Nadie puede defender a un gobierno como el de Enrique Peña Nieto —un sistema de extorsión organizada—, pero pretender erigir en su lugar un gobierno de inspiración mística resulta de alto riesgo. Son reprobables los privilegios de los que gozó la alta burocracia mexicana durante décadas. Todo eso tenía que limitarse o acabarse. Sin embargo, celebrar la pobreza franciscana como aspiración de un Estado moderno generará enormes distorsiones. Ojalá solo sea un exceso retórico.
Lo dice bien Cosme Ornelas: “Una sociedad compleja, diversa y plural, por más desigual que sea, no puede administrarse con la lógica cuartelaria de un país en guerra, desplegando nociones constreñidas de ‘austeridad’ conventual y amenazando con transitar de la miseria político-administrativa en curso (los cuatro primeros meses de gobierno) a la ‘pobreza franciscana’ que imaginan los devotos de la Cuarta Trans como el Paraíso de los Justos”.
“El monstruo administrativo y su adiposa ostentación reclamaban adelgazamiento y poda radical […] Pero aplicar el machete en lugar del bisturí —acaso porque el propósito es desbrozar, no hacer intervenciones cosméticas— pervierte la moderación, valor republicano, en cirugía mayor que no imaginaron siquiera los ideólogos del neoliberalismo extremo: desmontaje, devastación, vaciamiento de la estructura del Estado…”
A principios del siglo XX, el presidente de Uruguay, José Batlle y Ordóñez, sintetizaba así su propuesta política: “Que los ricos sean menos ricos y los pobres menos pobres” y, en efecto, sus políticas contribuyeron a hacer de Uruguay “la Suiza de América”. Pero Batlle pretendía un país de clases medias, no uno de pobres; uno en el que no hubiera miserables y los pobres, pocos, vivieran con dignidad, al tiempo que una ancha y pujante clase media fuera el motor del bienestar del país. De eso se trata: que los ricos sean menos ricos y los pobres, menos pobres.

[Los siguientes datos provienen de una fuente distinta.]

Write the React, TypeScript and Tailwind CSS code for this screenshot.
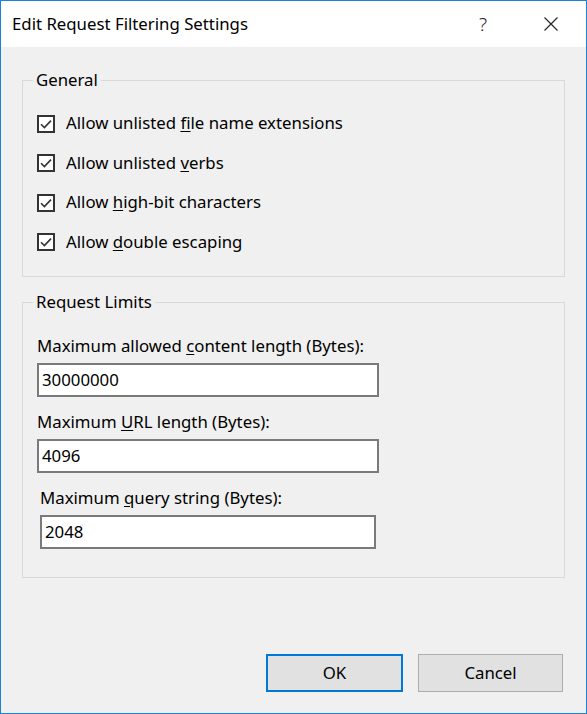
import React from "react";

const font = { fontFamily: '"Noto Sans", "Open Sans", sans-serif' };

function Check({ u, pre, post }: { u: string; pre: string; post: string }) {
  return (
    <div className="flex items-center h-[39.5px]">
      <div className="w-[18px] h-[18px] border-2 border-[#333333] bg-white flex items-center justify-center">
        <svg width="14" height="14" viewBox="0 0 14 14">
          <path d="M2 7.2 L5.4 10.6 L12 3.6" fill="none" stroke="#333333" strokeWidth="1.6" />
        </svg>
      </div>
      <span className="ml-[11px] text-[16.8px] text-black leading-none">
        {pre}
        <span className="underline underline-offset-2">{u}</span>
        {post}
      </span>
    </div>
  );
}

function Field({ pre, u, post, value, shift }: { pre: string; u: string; post: string; value: string; shift?: boolean }) {
  return (
    <div className={shift ? "flex flex-col ml-[3px] w-[336px]" : "flex flex-col w-[342px]"}>
      <div className="text-[16.8px] text-black h-[25px] leading-[25px]">
        {pre}
        <span className="underline underline-offset-2">{u}</span>
        {post}
      </div>
      <div className="mt-[5px] h-[34px] border-2 border-[#7a7a7a] bg-white flex items-center px-[3px] text-[16.8px] text-black">
        {value}
      </div>
    </div>
  );
}

export default function App() {
  return (
    <div
      className="w-[587px] h-[714px] border border-[#1883d7] bg-[#f0f0f0] flex flex-col overflow-hidden"
      style={font}
    >
      <div className="h-[46px] bg-white flex items-center shrink-0">
        <span className="ml-[11px] text-[16.8px] text-black">Edit Request Filtering Settings</span>
        <span className="ml-auto mr-[57px] text-[19px] text-[#222] font-light">?</span>
        <svg className="mr-[28px]" width="14" height="14" viewBox="0 0 14 14">
          <path d="M0.5 0.5 L13.5 13.5 M13.5 0.5 L0.5 13.5" stroke="#222" strokeWidth="1.1" />
        </svg>
      </div>
      <div className="flex-1 flex flex-col px-[21px]">
        <div className="relative mt-[33px] h-[197px] border border-[#d9d9d9] pt-[23px] pl-[14px]">
          <span className="absolute left-[10px] -top-[12px] px-[3px] bg-[#f0f0f0] text-[16.8px] text-black leading-[22px]">
            General
          </span>
          <Check pre="Allow unlisted " u="f" post="ile name extensions" />
          <Check pre="Allow unlisted " u="v" post="erbs" />
          <Check pre="Allow " u="h" post="igh-bit characters" />
          <Check pre="Allow " u="d" post="ouble escaping" />
        </div>
        <div className="relative mt-[25px] h-[276px] border border-[#d9d9d9] pt-[30px] pl-[14px] flex flex-col gap-[12px]">
          <span className="absolute left-[10px] -top-[12px] px-[3px] bg-[#f0f0f0] text-[16.8px] text-black leading-[22px]">
            Request Limits
          </span>
          <Field pre="Maximum allowed " u="c" post="ontent length (Bytes):" value="30000000" />
          <Field pre="Maximum " u="U" post="RL length (Bytes):" value="4096" />
          <Field pre="Maximum " u="q" post="uery string (Bytes):" value="2048" shift />
        </div>
        <div className="mt-auto mb-[21px] mr-[2px] flex justify-end gap-[15px]">
          <button className="w-[137px] h-[38px] border-2 border-[#0078d7] bg-[#e1e1e1] text-[16.8px] text-black">
            OK
          </button>
          <button className="w-[145px] h-[38px] border border-[#adadad] bg-[#e1e1e1] text-[16.8px] text-black">
            Cancel
          </button>
        </div>
      </div>
    </div>
  );
}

Ante los riesgos que porta la desaceleración de la economía es imperativo reorientar el destino de los escasos recursos públicos para incentivar la inversión productiva, la que genera empleos justamente remunerados y prosperidad, pero esto exige remover los obstáculos que la inhiben: la inseguridad, el precario Estado de Derecho, la sobrerregulación, la precaria infraestructura… Nada de eso tiene que ver, ciertamente, con la caridad franciscana, pero sí con la construcción de un país en el que la mayoría de los mexicanos vivamos mejor.